Pitre & Allen

The Seeker And The Healer

Given that humans seek and music can heal, it makes sense for the two to bounce ideas off each other – intermingling moods for tired minds; stable sounds for stable kinds. This is the first time I’ve heard Duane Pitre’s music and a collaboration with Brian Eno collaborator Simon Scott cements a certain credence as to how his work works in partnership.

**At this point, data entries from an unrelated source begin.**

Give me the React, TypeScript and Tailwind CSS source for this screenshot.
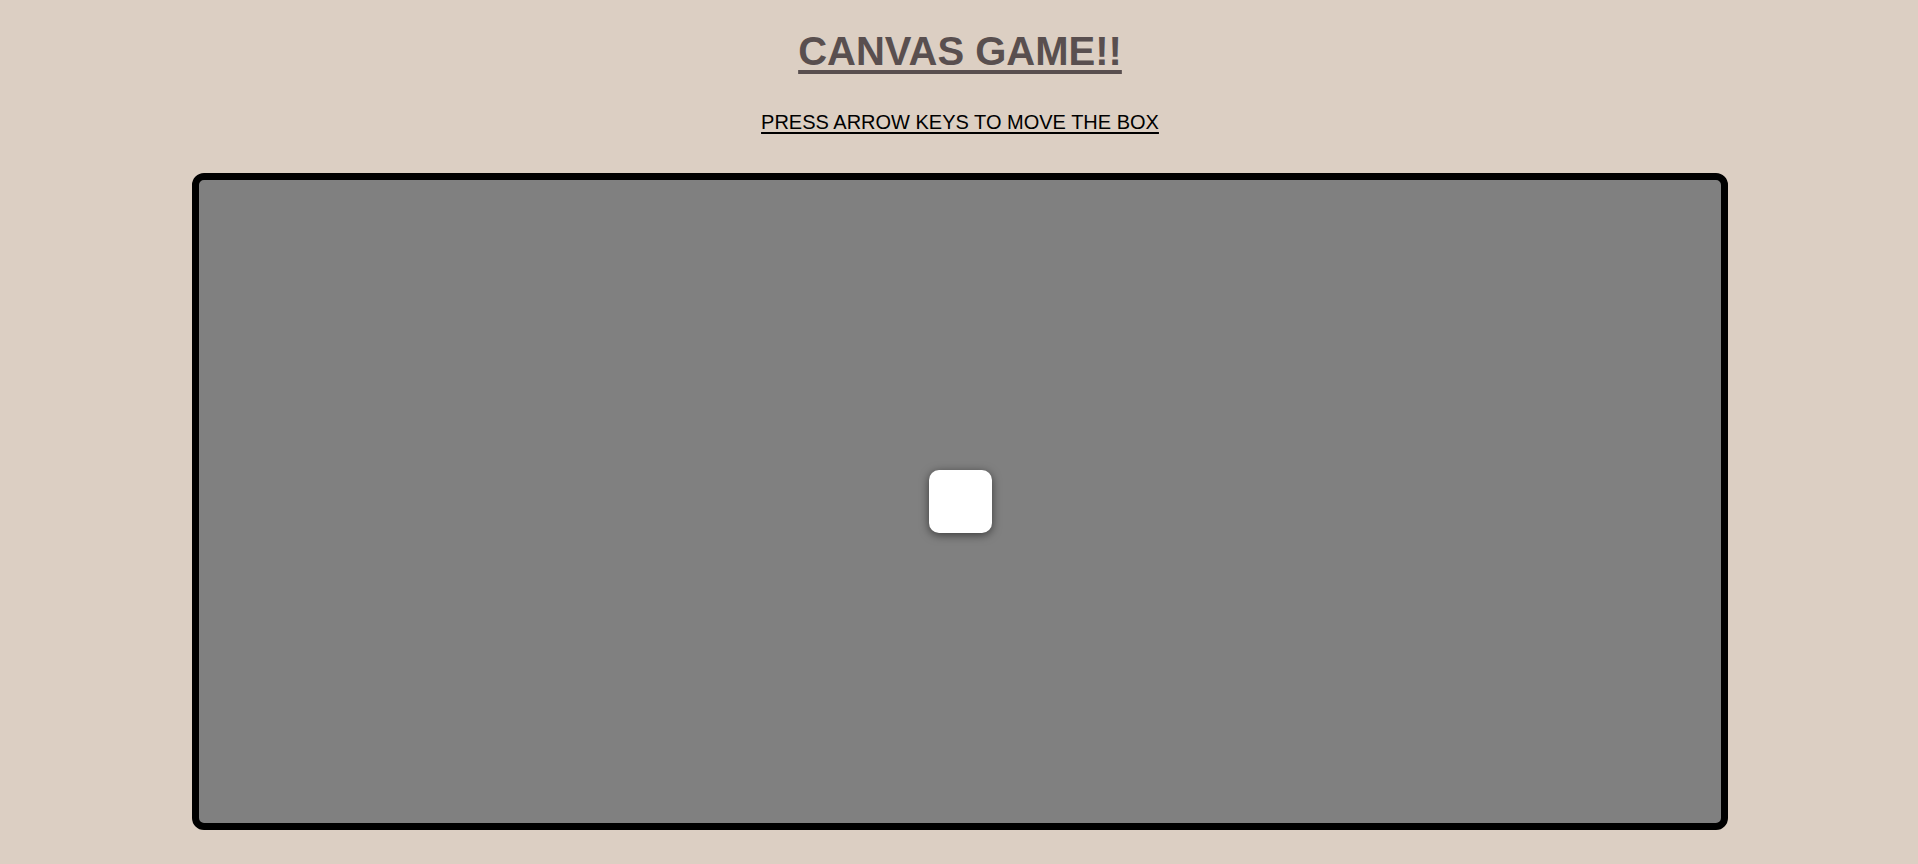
const App = () => {
  return (
    <div className="h-screen overflow-hidden bg-[#dccfc3] flex flex-col items-center font-['Liberation_Sans',Arial,sans-serif]">
      <h1 className="mt-[28px] ml-[2px] text-[40px] leading-[46px] font-bold text-[#594f4f] underline underline-offset-[5px] decoration-[4px]">
        CANVAS GAME!!
      </h1>
      <p className="mt-[36px] ml-[2px] text-[20px] leading-[24px] text-black underline underline-offset-[3px]">
        PRESS ARROW KEYS TO MOVE THE BOX
      </p>
      <div className="mt-[39px] ml-[2px] shrink-0 w-[1536px] h-[657px] border-[7px] border-black rounded-[12px] bg-[#808080] flex items-center justify-center">
        <div className="w-[63px] h-[63px] bg-white rounded-[10px] shadow-[0_2px_10px_rgba(0,0,0,0.55)]" />
      </div>
    </div>
  );
};

export default App;
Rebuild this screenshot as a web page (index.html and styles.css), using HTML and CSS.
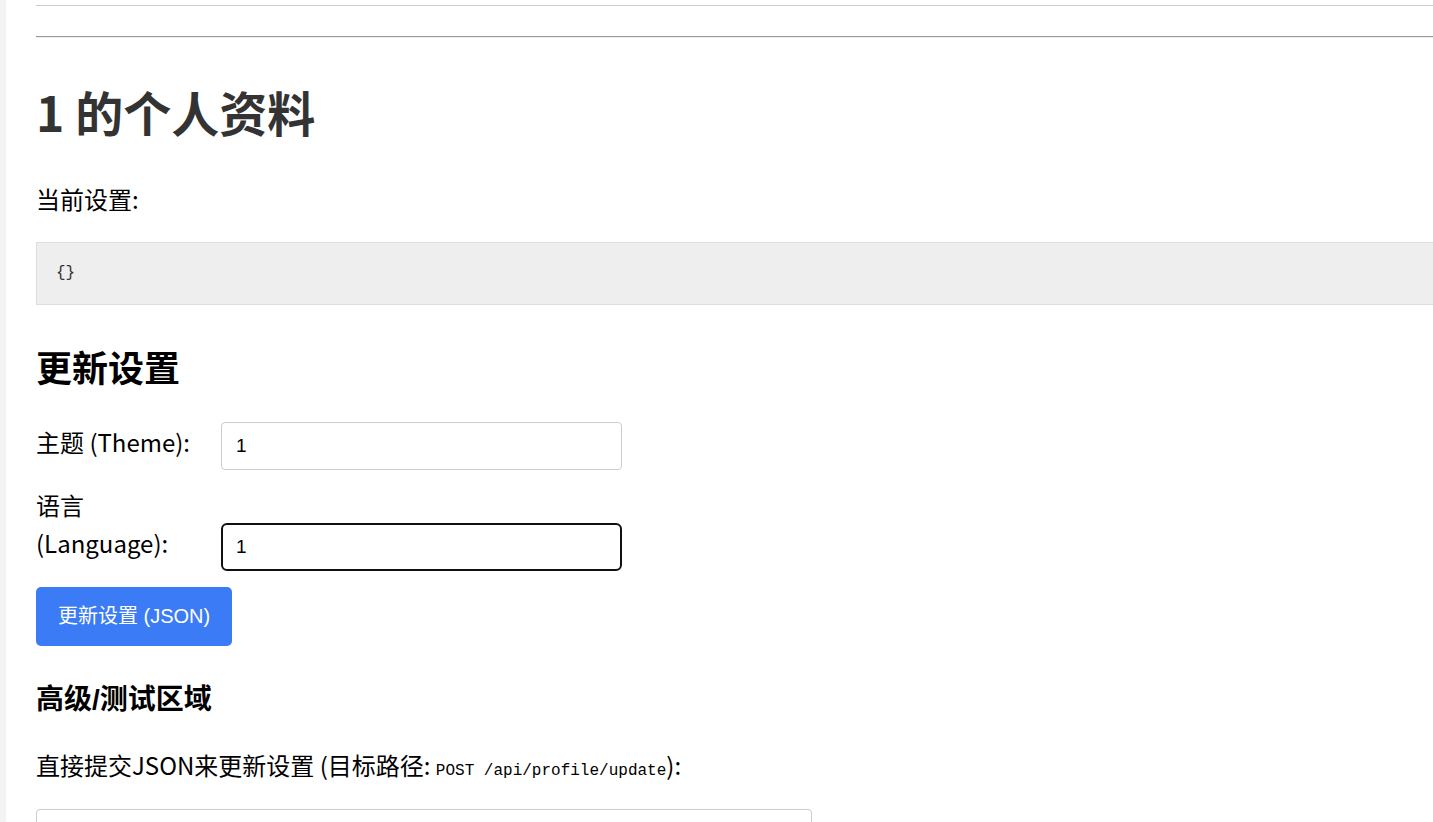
FILE: index.html
```html
<!DOCTYPE html>
<html lang="zh-CN">
<head>
    <meta charset="UTF-8">
    <meta name="viewport" content="width=device-width, initial-scale=1.0">
    <title>个人资料</title>
    <link rel="stylesheet" href="styles.css">
</head>
<body>
    <div class="frame">
        <div class="page">
            <div class="topbar"></div>
            <hr class="divider">

            <h1>1 的个人资料</h1>

            <p class="current-label">当前设置:</p>
            <pre class="settings-box">{}</pre>

            <h2>更新设置</h2>

            <form id="settingsForm" class="settings-form">
                <div class="form-row"><label class="field-label" for="theme">主题 (Theme):</label><input class="field-input" type="text" id="theme" name="theme" value="1"></div>
                <div class="form-row"><label class="field-label" for="language">语言 (Language):</label><input class="field-input is-focused" type="text" id="language" name="language" value="1"></div>
                <button type="submit" class="submit-btn">更新设置 (JSON)</button>
            </form>

            <h3>高级/测试区域</h3>

            <p class="raw-label">直接提交JSON来更新设置 (目标路径: <code>POST /api/profile/update</code>):</p>
            <textarea class="raw-json"></textarea>
        </div>
    </div>
</body>
</html>
```

FILE: styles.css
```css
html, body {
    margin: 0;
    padding: 0;
    overflow: hidden;
    background-color: #fff;
}

body {
    font-family: "Noto Sans CJK SC", "Noto Sans", sans-serif;
    font-size: 24px;
    color: #000;
}

.frame {
    border-left: 6px solid #f3f3f3;
    min-height: 822px;
}

.page {
    width: 1600px;
    padding-left: 30px;
}

.topbar {
    height: 5px;
    border-bottom: 1px solid #ccc;
}

.divider {
    margin: 30px 0 0;
    height: 0;
    border: none;
    border-top: 1px solid #9a9a9a;
    border-bottom: 1px solid #eee;
}

h1 {
    margin: 45px 0 0;
    font-size: 48px;
    line-height: 1.2;
    color: #333;
}

.current-label {
    margin: 40px 0 0;
    line-height: 36px;
}

.settings-box {
    margin: 25px 0 0;
    padding: 20px 19px;
    background-color: #eee;
    border: 1px solid #ddd;
    font-family: "Liberation Mono", monospace;
    font-size: 16px;
    line-height: 21px;
    color: #333;
}

h2 {
    margin: 40px 0 0;
    font-size: 36px;
    line-height: 1.2;
}

.settings-form {
    margin-top: 34px;
}

.form-row {
    margin-bottom: 16px;
    line-height: 38px;
}

.field-label {
    display: inline-block;
    width: 170px;
    margin-right: 15px;
    vertical-align: baseline;
}

.field-input {
    box-sizing: border-box;
    width: 401px;
    height: 48px;
    padding: 0 14px;
    border: 1px solid #ccc;
    border-radius: 4px;
    font-family: "Liberation Sans", sans-serif;
    font-size: 19px;
    color: #000;
    vertical-align: baseline;
}

.field-input.is-focused {
    border: 2px solid #111;
    border-radius: 6px;
    padding: 0 13px;
    outline: none;
}

.submit-btn {
    display: block;
    padding: 18px 22px;
    background-color: #3b7bf6;
    color: #fff;
    border: none;
    border-radius: 5px;
    font-family: "Liberation Sans", "Noto Sans CJK SC", sans-serif;
    font-size: 20px;
    line-height: 23px;
    cursor: pointer;
}

h3 {
    margin: 37px 0 0;
    font-family: "Liberation Sans", "Noto Sans CJK SC", sans-serif;
    font-size: 28px;
    line-height: 1.2;
}

.raw-label {
    margin: 31px 0 0;
    line-height: 36px;
}

.raw-label code {
    font-family: "Liberation Mono", monospace;
    font-size: 16px;
}

.raw-json {
    display: block;
    box-sizing: border-box;
    margin-top: 20px;
    width: 776px;
    height: 160px;
    border: 1px solid #ccc;
    border-radius: 4px;
    resize: none;
}
```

Cory Allen is his (un)usual droning self, the Texas native a champion of paced, caricatural diatribes of contemporary classical music. If that sounds snuffing, it’s not meant to be – what I mean is he tempers sound into paradoxically serious encounters instrumentally. The Richard Skelton-ish guitar brandishing of Pitre is played off by spectral shades of intoxicating violin drone on “The Seeker”, the first side-long piece. How the elements corroborate together in a wavering dimensionality is really valuable to the ear. It’s as if the effect of it locks in your current emotions only for more sustainable ones to later arise. This vaulting of attention into bubbled zones is certainly satisfying, although a tad lightweight to begin with. I’m almost wishing for a thrust in instruments to appear in the foreground but as it is the mood remains one of delightful – none the less – pretense.

However the insistence improves tenfold, in cumulative fashion, by the time “The Healer” arrives. The swaying nature of the violin tremolo is brought into greater relief through subtle touches on the piano that don’t threaten to cloud the atmosphere. Where the piece could be accused of drifting and diluting itself, nascent drones counteract the tide and augment the palette with a timeless grace. It sounds like a trip to the therapist only to come back with an expensive coffee and a bag of skittles – a sugar rush that here transcends a childish grasp from techniques including replaying chords in succession, chord changes in the violin that yearn for a positive resolution, and an ampersand quality to the progression of the track, ending with a fitting one-note piano rhythm over mutating strings. The tune fades out after a slightly shorter 18 minutes with a purposeful air to it – these may be bread and butter compositions to avid string and piano players; simple improvisations, even – but they’re rendered with an unerring, fascinating strength that rarely lets up in terms of enchantment.